We’ve covered the rising prices of battery commodities before, but this sudden price increase — which is also being seen on the Shanghai Futures Exchange — has a more complicated explanation than just supply and demand.
Xiang Guangda, or “Big Shot”, is the founder of Tsingshan Holding Group, which Bloomberg says is the biggest nickel producer in the world. In a move that is apparently normal for metals producers, Xiang is hedging against the risk of falling nickel prices — a metal whose rising price otherwise benefits Xiang as a producer — by holding short positions against it on the LME. Essentially, Xiang is betting that the price of nickel will decrease, which isn’t such a terrible idea when you consider that Xiang and Tsingshan were able to lower the price of nickel just a year ago by boosting output of a key precursor in Indonesia.

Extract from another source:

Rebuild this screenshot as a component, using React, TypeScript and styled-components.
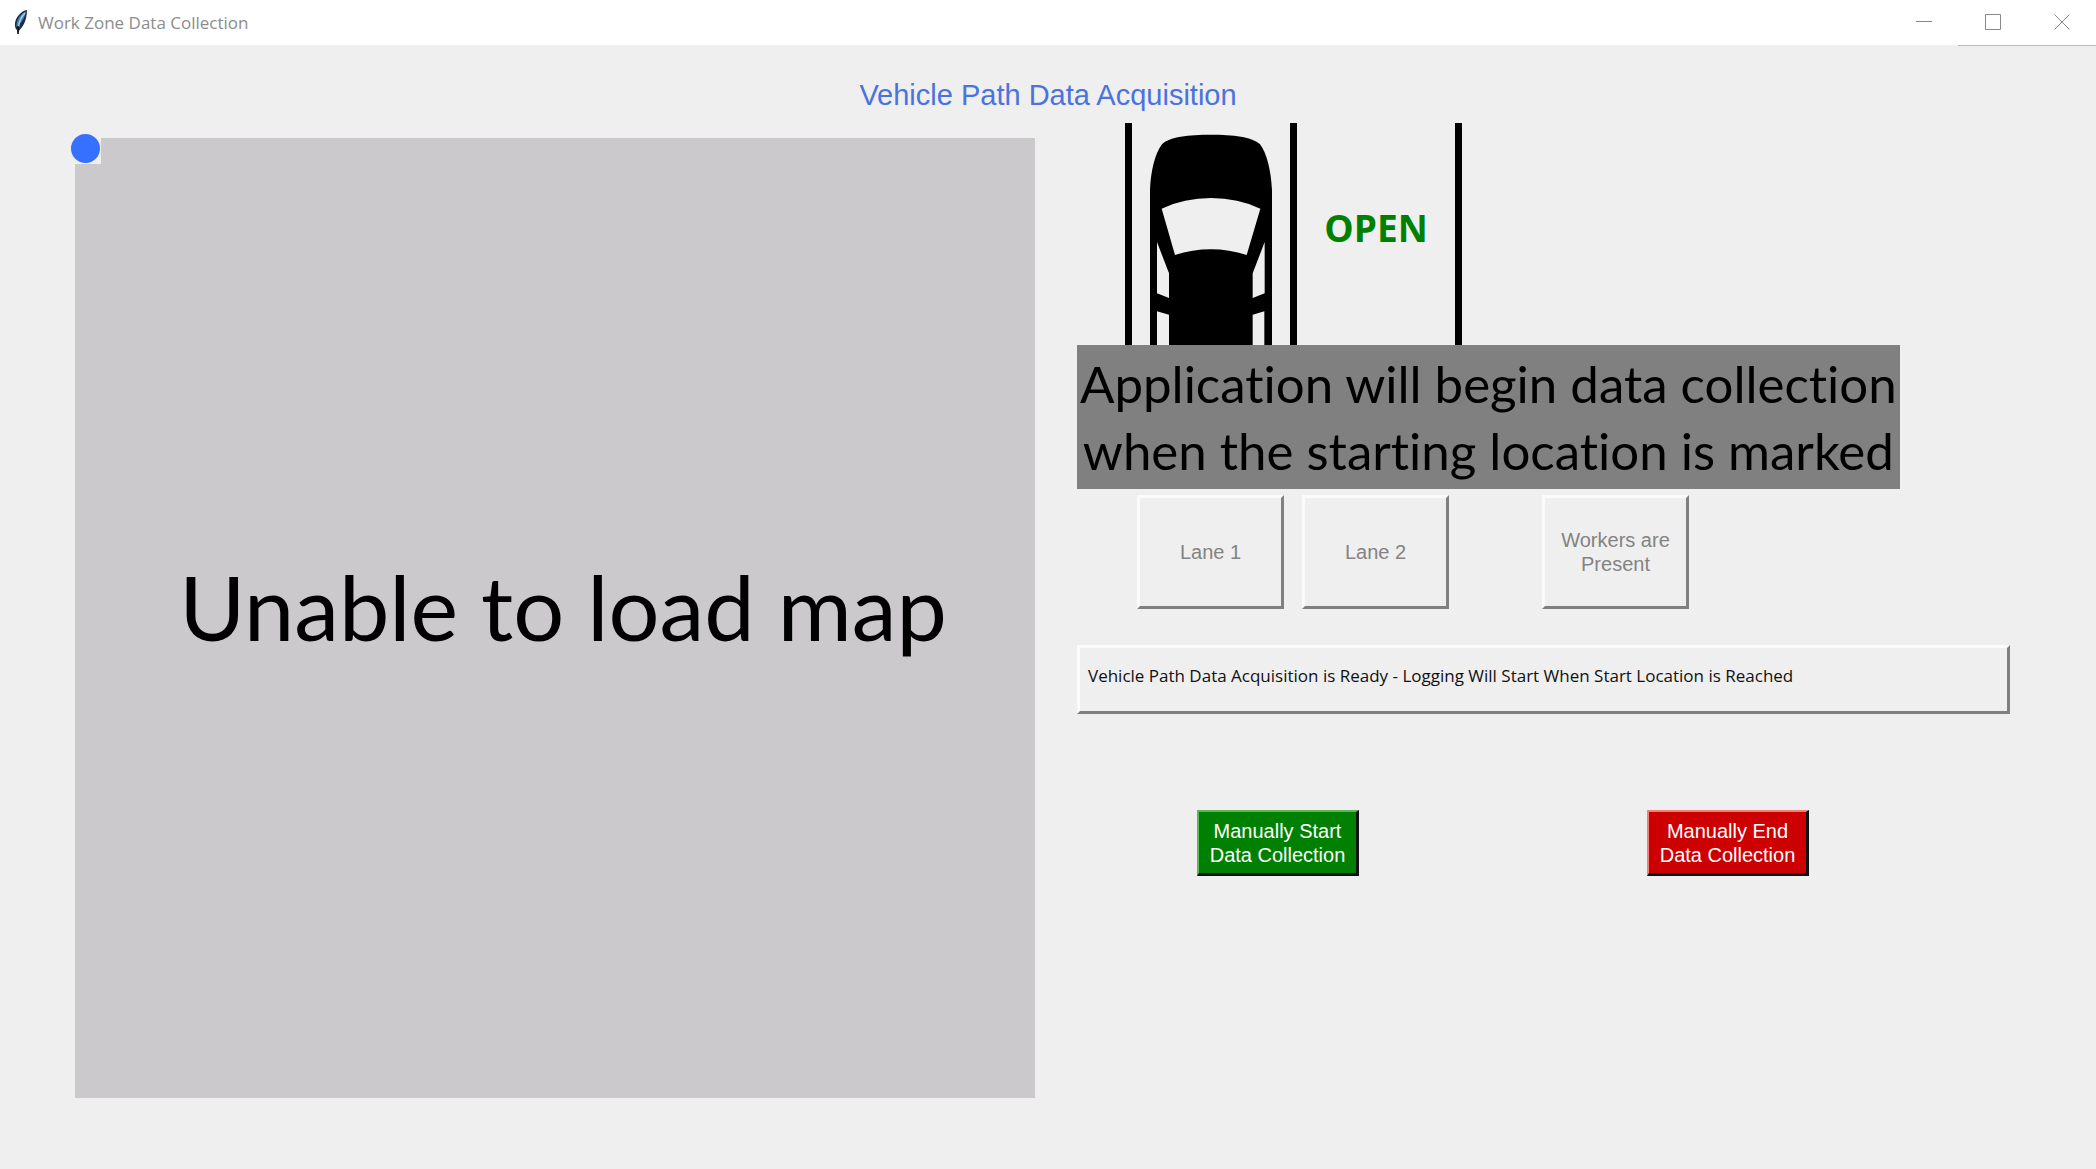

On Monday, a bunch of margin calls were due on Xiang’s short positions, meaning he had to pony up hundreds of millions of dollars just to keep his short positions going. At the same time though, Western sanctions placed on Russian exports have created fears of a nickel shortage. Norilsk Nickel, a Russian nickel supplier, is responsible for 15% to 20% of global battery-grade nickel.
While exports of Norilsk’s nickel haven’t been banned (yet), many Western buyers have already halted purchases. This fear has driven nickel prices up, making Xiang’s margin calls even costlier. Xiang ultimately decided to close out a portion of his increasingly untenable short positions by buying back a bunch of nickel contracts yesterday at a staggering loss. These purchases further drove the price of nickel up, prompting other nickel short-sellers to close out their positions, and the rest snowballed from there.
So what does this all mean for battery production? In the short term, battery makers should be unaffected as they aren’t buying directly from exchanges like the LME. Instead, they have long-term contracts in place with nickel suppliers. There’s no telling where the price of nickel will settle in the coming days and weeks, though.
Long-term, nickel-free battery chemistries such as LFP and sodium-ion look like an increasingly safe bet. If you’d like to learn more about sodium-ion, check out our first entry in a deep-dive series on sodium-ion technologies.
None of Elon Musk’s tweets should shock you
We at Intercalation Station have a policy of not writing about Elon Musk, whether it’s to avoid signal boosting him, dodging potential conflicts of interest, or to prevent the possibility of a flame war in our Twitter mentions. It’s generally good protocol.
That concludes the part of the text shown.